Así, tenemos por delante lo que ya estamos viendo. Una dilatada agonía en el tiempo, que se prolongará más mientras siga estando claro que la mayoría PP-Vox sumará mayoría absoluta, se convoquen cuando se convoquen las elecciones. Algo que ahora mismo, excepción hecha del CIS y su deriva propagandística con Félix Tezanos, acreditan todas las encuestas. Estas encuestas comienzan a dar mayorías de esos dos partidos que superan los 200 escaños y un 50% de los votos. Cifras que la derecha nunca ha alcanzado, ni por asomo, y que la izquierda sólo logró en 1982 (202 escaños y un 48% de los votos del PSOE, a lo que podría sumarse el 4% de votos que obtuvo el PCE).

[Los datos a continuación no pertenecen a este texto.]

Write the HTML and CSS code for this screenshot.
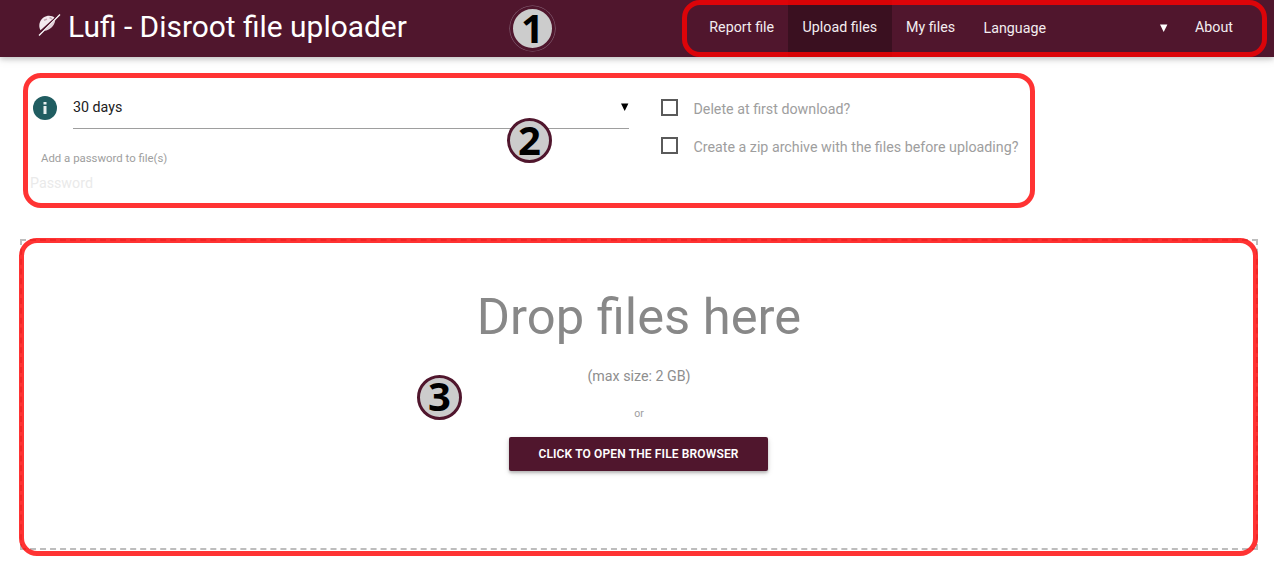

- El presidente del PP, Alberto Núñez Feijóo (i) conversa con el presidente de VOX, Santiago Abascal. -
- Foto: JESÚS HELLÍN/EP
Es muy posible que las encuestas exageren, que muchos voten al final estratégicamente, que el único argumento que le queda al Gobierno (¡que vienen los otros!) surta su efecto... Pero no tanto. No lo suficiente para cambiar la tendencia de fondo, o refrenarla como en 2023. Son demasiados factores los que han empeorado. El Gobierno no tiene nada nuevo que ofrecer, pero tampoco quiere convocar elecciones (como sin duda la situación exigiría en un país democrático mínimamente robusto), porque indudablemente perdería el poder. Así que aquí estamos, en una inercia cada vez más inane y polarizada al mismo tiempo. Y lo que queda por delante aún. Poco menos de dos años que van a hacerse muy largos.